## Data extract
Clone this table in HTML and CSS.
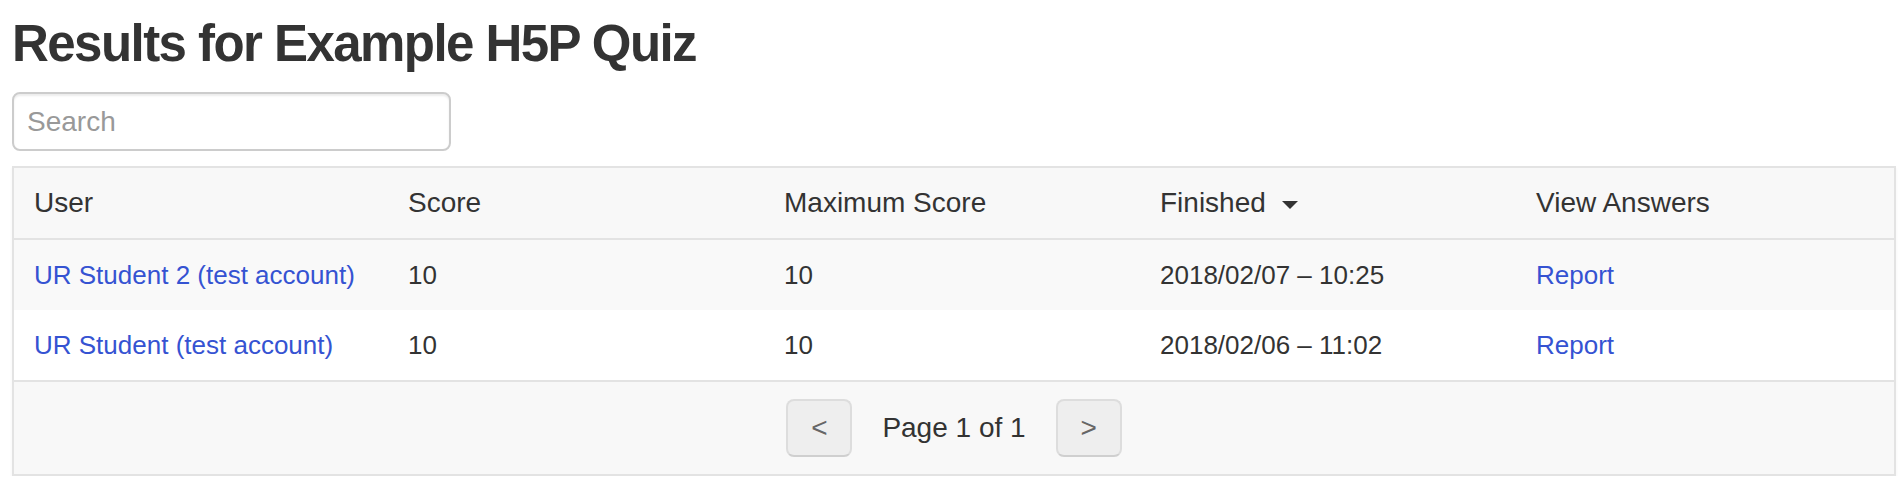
FILE: index.html
```html
<!DOCTYPE html>
<html lang="en">
<head>
<meta charset="utf-8">
<title>Results for Example H5P Quiz</title>
<link rel="stylesheet" href="styles.css">
</head>
<body>
<div class="page">
  <h1 class="title">Results for Example H5P Quiz</h1>
  <input class="search" type="text" placeholder="Search">
  <div class="results">
    <table class="grid">
      <thead>
        <tr>
          <th>User</th>
          <th>Score</th>
          <th>Maximum Score</th>
          <th>Finished <span class="caret"></span></th>
          <th>View Answers</th>
        </tr>
      </thead>
      <tbody>
        <tr class="odd">
          <td><a href="#">UR Student 2 (test account)</a></td>
          <td>10</td>
          <td>10</td>
          <td>2018/02/07 – 10:25</td>
          <td><a href="#">Report</a></td>
        </tr>
        <tr>
          <td><a href="#">UR Student (test account)</a></td>
          <td>10</td>
          <td>10</td>
          <td>2018/02/06 – 11:02</td>
          <td><a href="#">Report</a></td>
        </tr>
      </tbody>
    </table>
    <div class="pager">
      <button class="pbtn" type="button">&lt;</button>
      <span class="pinfo">Page 1 of 1</span>
      <button class="pbtn" type="button">&gt;</button>
    </div>
  </div>
</div>
</body>
</html>
```
FILE: styles.css
```css
html, body {
  margin: 0;
  padding: 0;
  background: #ffffff;
}
body {
  font-family: "Liberation Sans", Arial, Helvetica, sans-serif;
  color: #333333;
}
.page {
  padding: 0 8px 0 12px;
}
.title {
  margin: 0;
  padding-top: 14px;
  font-size: 51px;
  line-height: 60px;
  font-weight: 700;
  letter-spacing: -1.55px;
  color: #333333;
}
.search {
  display: block;
  box-sizing: border-box;
  margin-top: 18px;
  width: 439px;
  height: 59px;
  padding: 0 13px;
  border: 2px solid #cccccc;
  border-radius: 8px;
  box-shadow: inset 0 2px 2px rgba(0, 0, 0, 0.075);
  font-family: "Liberation Sans", Arial, sans-serif;
  font-size: 28px;
  color: #333333;
  outline: none;
}
.search::placeholder {
  color: #999999;
}
.results {
  margin-top: 15px;
  border: 2px solid #e3e3e3;
  box-shadow: 0 2px 3px rgba(0, 0, 0, 0.05);
}
.grid {
  width: 100%;
  table-layout: fixed;
  border-collapse: separate;
  border-spacing: 0;
}
.grid th {
  height: 70px;
  padding: 0 18px;
  text-align: left;
  font-weight: 400;
  font-size: 28px;
  background: #f8f8f8;
  border-bottom: 2px solid #e3e3e3;
  white-space: nowrap;
}
.grid td {
  height: 70px;
  padding: 0 18px;
  font-size: 26px;
  white-space: nowrap;
}
.grid th:first-child,
.grid td:first-child {
  padding-left: 20px;
}
.grid tr.odd td {
  background: #f9f9f9;
}
.grid a {
  color: #3553d2;
  text-decoration: none;
}
.caret {
  display: inline-block;
  width: 0;
  height: 0;
  margin-left: 8px;
  vertical-align: middle;
  border-top: 8px solid #333333;
  border-left: 8px solid transparent;
  border-right: 8px solid transparent;
}
.pager {
  display: flex;
  justify-content: center;
  align-items: center;
  gap: 30px;
  height: 92px;
  border-top: 2px solid #e3e3e3;
  background: #f8f8f8;
}
.pbtn {
  box-sizing: border-box;
  width: 66px;
  height: 58px;
  padding: 0;
  background: #eeeeee;
  border: 2px solid #dddddd;
  border-bottom-color: #cfcfcf;
  border-radius: 8px;
  font-family: "Liberation Sans", Arial, sans-serif;
  font-size: 28px;
  color: #666666;
}
.pinfo {
  font-size: 28px;
  color: #333333;
}
```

## Given exercise
Show the lines from the data above that contain the string "table".

## Solved problem
Clone this table in HTML and CSS.
    <table class="grid">
    </table>
  table-layout: fixed;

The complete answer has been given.